At the time he served in government, the young state was isolated economically from its neighbors while having to contend with significant defense expenditures and struggling to absorb and provide for the many Jewish immigrants who entered its borders. Sapir worked tirelessly to attract foreign investments to the country, often by personally encouraging and enticing businessmen from around the world to set up factories and businesses in the young nation. He is known for always carrying with him his famous "black notebook" in which he kept his notes and observations pertaining to economic matters as he traveled around the country. It was often said that in those days that the entire economy of the state of Israel was managed from that famous black notebook.

While he is at times criticized for perhaps providing undue protection to wealthy investors and practicing too much centralized control (as in the "black notebook"), he is nevertheless recognized as a man of action who always had the best interests of the Israeli economy and society on his mind.

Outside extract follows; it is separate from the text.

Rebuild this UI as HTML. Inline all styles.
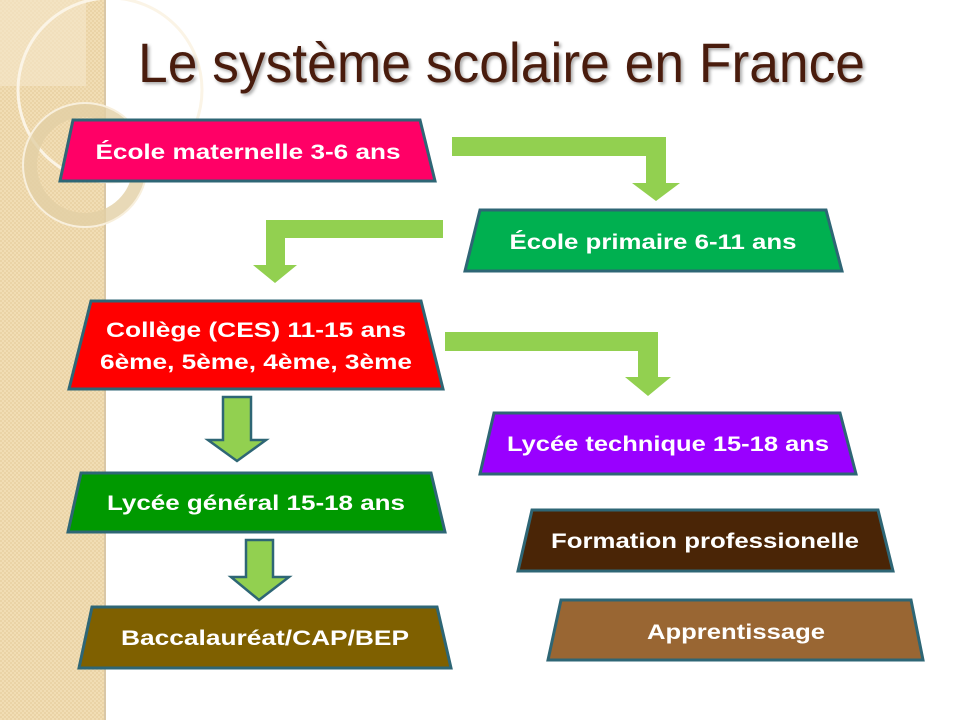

During his tenure the country experienced very high economic growth rates, sometimes exceeding 10% annually despite the many challenges it faced from both outside and within. For this he is often considered one of the best finance ministers in the state's history.

==Commemoration==
The Sapir Pumping Station of the National Water Carrier of Israel is named after Pinhas Sapir.

Named in Sapir's honour is also Moshav Sapir, founded in 1978, as is Sapir College in southern Israel and the prestigious Sapir Prize in literature, as well as various streets and other landmarks throughout Israel.

In October 2012 the Ramat Gan Safari zoo named a newborn Brazilian Tapir in Sapir's honor. Following the collection of possible names that start with the letter P (as it is the zoo's practice to name all individuals of the same family with names starting with the same letter), suggested by the general public, the young tapir was named Pinchas Tapir.